Published 12/05/2018, 10:45 AM
© Reuters. FILE PHOTO: Bank of Canada Governor Stephen Poloz walks to a news conference in Ottawa

By David Ljunggren

OTTAWA (Reuters) - The Bank of Canada kept interest rates on hold on Wednesday as expected and suggested the pace of future hikes could be more gradual, knocking a cent off the Canadian dollar and slashing market expectations of another increase next month.

The central bank, which has lifted rates fives times since July 2017 as the economy strengthens and reaches capacity, repeated that more monetary tightening would be needed to help meet its 2.0 percent inflation target.

But it noted downward revisions by Statistics Canada to growth figures, together with recent macroeconomic developments, "indicate there may be additional room for non-inflationary growth." This is a sign the economy might not be as close to capacity as previously thought.

The Canadian dollar fell sharply and by 10:30 a.m. ET (1530 GMT) was trading at C$1.3393, or 74.67 U.S. cents, down from C$1.3275 to the greenback, or 75.33 U.S. cents.

As recently as last month markets had fully priced in another rate increase on Jan. 9. Since then, prices for oil - one of Canada's biggest exports - have fallen, and recent data showed the economy shrank in September.

"The next move should be higher. But I think this clearly lengthens the time frame that should reduce the odds of a January hike substantially," said Andrew Kelvin, senior rates strategist at TD Securities.

Market expectations of an interest rate hike next month, as reflected in the overnight index swaps market, were around 35.5 percent shortly after the announcement.

The bank's overnight interest rate stays at 1.75 percent, still well below the "neutral" rate of 2.5-3.5 percent where monetary policy is neither stimulative or accommodative.

"Governing Council continues to judge that the policy interest rate will need to rise into a neutral range to achieve the inflation target," said the bank, predicting inflation in coming months will ease more than previously forecast as gasoline prices fall.
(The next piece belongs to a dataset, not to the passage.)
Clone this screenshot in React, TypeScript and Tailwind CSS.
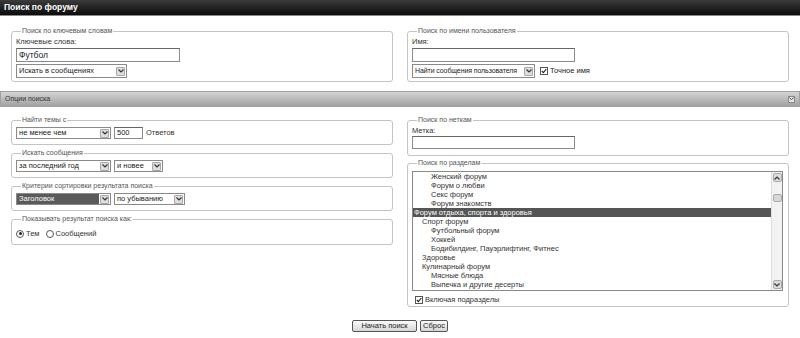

The appropriate pace of future hikes would depend on the effect of higher rates on consumption and housing, global trade developments, the oil price shock, the evolution of business investment "and the Bank's assessment of the economy's capacity", it added.

The bank "will reassess all of these factors" in projections for the economy that it is due to release on Jan. 9, it added.

"I think longer run, they're still committed to getting back toward a neutral policy rate, but they're inserting some pause language along that path, that tamps down the expectations for a January hike," said Derek Holt, vice president of capital market economics at Scotiabank.

The central bank said the Canadian economy had grown in line with expectations in the third quarter but data suggested less momentum going into the fourth quarter.

© Reuters. FILE PHOTO: Bank of Canada Governor Stephen Poloz walks to a news conference in Ottawa

Weaker oil prices and associated production cutbacks mean activity in the energy sector is set to be materially weaker than expected.